If you want a soundbar for your TV — and, honestly, you probably should, because most TVs speakers could do with sounding a lot better — then there’s a stupidly large amount of choice on the market. Most soundbars sound pretty good, but there’s a big gap in the market for something that sounds good as well as offering that all-in-one convenience that a soundbar should. The MS750 fills that hole perfectly.

If you want just the Sound+ soundbar itself, the $999 Samsung MS750 is worth its asking price. As a single-enclosure speaker goes, and as a soundbar goes, the MS750 does an incredibly good job of recreating a wide soundstage for your movies or music, and of recreating impressively low-frequency bass notes and crisp treble. It’s a good speaker, simple as that.

If you decide to add on the $799 W700 subwoofer to the package, which coincidentally brings the MS750’s system value right up to the circa-$1800 asking price of Samsung’s own K950 Dolby Atmos soundbar, you’ll get fantastic bass.
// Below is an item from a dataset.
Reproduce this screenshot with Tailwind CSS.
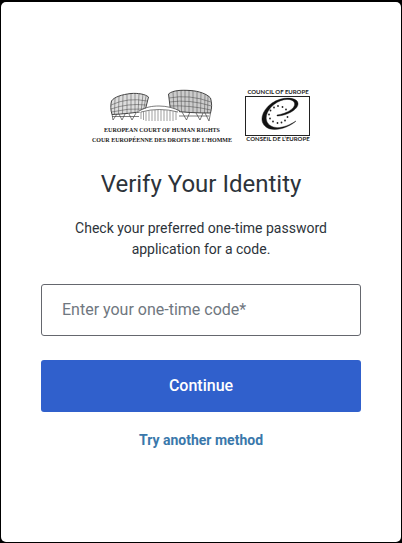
<!DOCTYPE html>
<html lang="en">
<head>
    <meta charset="UTF-8">
    <meta name="viewport" content="width=device-width, initial-scale=1.0">
    <title>Verify Your Identity</title>
    <script src="https://cdn.jsdelivr.net/npm/@tailwindcss/browser@4"></script>
</head>
<body class="bg-black min-h-screen flex flex-col px-px pt-[2px] pb-px font-[Roboto,sans-serif] text-[#2d333a]">

    <main class="flex-1 bg-white rounded-[5px] px-10 pt-[87px] pb-10 text-center">

        <!-- Logo -->
        <svg class="block mx-auto" width="220" height="55" viewBox="0 0 220 55" fill="none" stroke="#444" role="img" aria-label="European Court of Human Rights, Council of Europe">
            <!-- Left drum -->
            <path d="M20.500 12C23 8 31 5.500 40 4.500C47 4 54 5 57.500 8L54 22C43 24 32 25 21 25.500C19.500 21 19.500 16 20.500 12Z" fill="#ddd" stroke-width="1"/>
            <path d="M20 16Q37 8 56 12M20 20Q37 14 55 16M20.500 23Q37 19 54 20M24 9L23.500 25M28 7L27.500 25M32 6L31.500 25M36 5V25M40 5V24M44 5V24M48 5L47 24M52 5L50 23M55 7L52.500 22" stroke-width=".5"/>
            <path d="M21 25L22 31L26 25M28 25L31 31L34 25M38 25L41 31L45 24M21 27.500H48" stroke-width=".7"/>
            <!-- Right drum -->
            <path d="M77.500 5C82 1 91 1 99 1.500C108 2 116 5 119.500 9C121 14 121 19 119.500 24C106 24 92 23.500 79.500 21.500Z" fill="#ccc" stroke-width="1"/>
            <path d="M78 9Q98 5 120 13M78.500 13Q98 10 120.500 17M79 17Q98 16 120 21M82 3L83 22M86 2L87 22.500M90 1L90.500 23M94 1V23M98 1V23.500M102 1.500V24M106 2.500V24M110 4L109.500 24M114 5.500L113.500 24M117 7L116.500 24" stroke-width=".5"/>
            <path d="M91 23L95.500 31L99 23M105 24L109 31L112 24M114 24L118 32L119.500 24M88 27H118" stroke-width=".7"/>
            <!-- Middle hall -->
            <path d="M47 23C53 19 60 17 68 17C76 17 83 19 88 22V32H50V23Z" fill="#fff" stroke="none"/>
            <path d="M48 22C55 18 61 17 68 17C76 17 83 19 89 22M50 23Q68 18 87 23" stroke-width=".7"/>
            <path d="M50 23V30M52.500 23V31M55 22.500V32M58 22V32M61 21.500V32M64 21V32M67 21V32M70 21V32M73 21V32M76 21.500V32M79 22V32M82 22.500V32M85 23V31" stroke="#777" stroke-width=".7"/>

            <g class="font-['Liberation_Serif',serif] font-bold text-[6px]" fill="#222" stroke="none" text-anchor="middle">
                <text x="71" y="43">EUROPEAN COURT OF HUMAN RIGHTS</text>
                <text x="71" y="53">COUR EUROPÉENNE DES DROITS DE L’HOMME</text>
            </g>

            <!-- Council of Europe emblem -->
            <rect x="154.500" y="7.500" width="64" height="39" stroke="#222"/>
            <path d="M186 27C194 27 208 21 207 14C206 8 191 7 181 14C170 22 168 33 175 38C183 44 199 38 205 32C197 37 187 41 180 37C172 32 175 22 183 15.500C191 9 202 9 203.500 14C205 20 194 25 186 26Z" fill="#111" stroke="#111" stroke-width=".4"/>
            <g fill="#222" stroke="none">
                <circle cx="187" cy="17" r=".9"/><circle cx="191.500" cy="18" r=".9"/><circle cx="195" cy="20.500" r=".9"/>
                <circle cx="196.500" cy="28" r=".9"/><circle cx="194" cy="31.500" r=".9"/><circle cx="190.500" cy="33.500" r=".9"/>
                <circle cx="186.500" cy="34" r=".9"/><circle cx="182" cy="32.500" r=".9"/><circle cx="179" cy="29.500" r=".9"/>
                <circle cx="178" cy="25.500" r=".9"/><circle cx="179.500" cy="21.500" r=".9"/><circle cx="183" cy="18.500" r=".9"/>
            </g>
            <g class="font-[Lato,sans-serif] font-bold text-[6px]" fill="#222" stroke="none" text-anchor="middle">
                <text x="187" y="5">COUNCIL OF EUROPE</text>
                <text x="187" y="52">CONSEIL DE L’EUROPE</text>
            </g>
        </svg>

        <h1 class="mt-6 text-2xl leading-8">Verify Your Identity</h1>
        <p class="mt-[18px] mx-auto max-w-[280px] text-sm leading-[21px]">Check your preferred one-time password application for a code.</p>

        <form class="mt-6">
            <input
                type="text"
                id="code"
                name="code"
                aria-label="Enter your one-time code"
                placeholder="Enter your one-time code*"
                autocomplete="off"
                class="block w-full h-[52px] px-5 pb-[2px] border border-[#65676e] rounded-[3px] text-base placeholder:text-[#6f7780] focus:outline-none focus:border-[#3060cc]"
            >
            <button type="submit" class="mt-6 block w-full h-[52px] rounded-[3px] bg-[#3060cc] text-base font-medium text-white hover:bg-[#2a55b5]">
                Continue
            </button>
        </form>

        <a href="#" class="mt-[18px] inline-block text-sm font-bold text-[#3a78ab]">Try another method</a>
    </main>

</body>
</html>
Too much bass, in fact, for most homes — you’ll have to dial it back. But that subwoofer plus the optional rear speakers turns the MS750 into a proper sound system if you want to splash out for it.

But it comes at a proper sound system price, too. No matter whether you buy the soundbar itself or the full setup, the MS750 is expensive — it’s a purchase to go along with a $3000-plus TV, not a $1500 one. If you’re prepared to pay that kind of money you’ll get yourself excellent sound quality, far better than any TV itself can boast. And given the fact that you don’t need a subwoofer to get great full-range audio from the MS750, it’s a compact and convenient purchase too.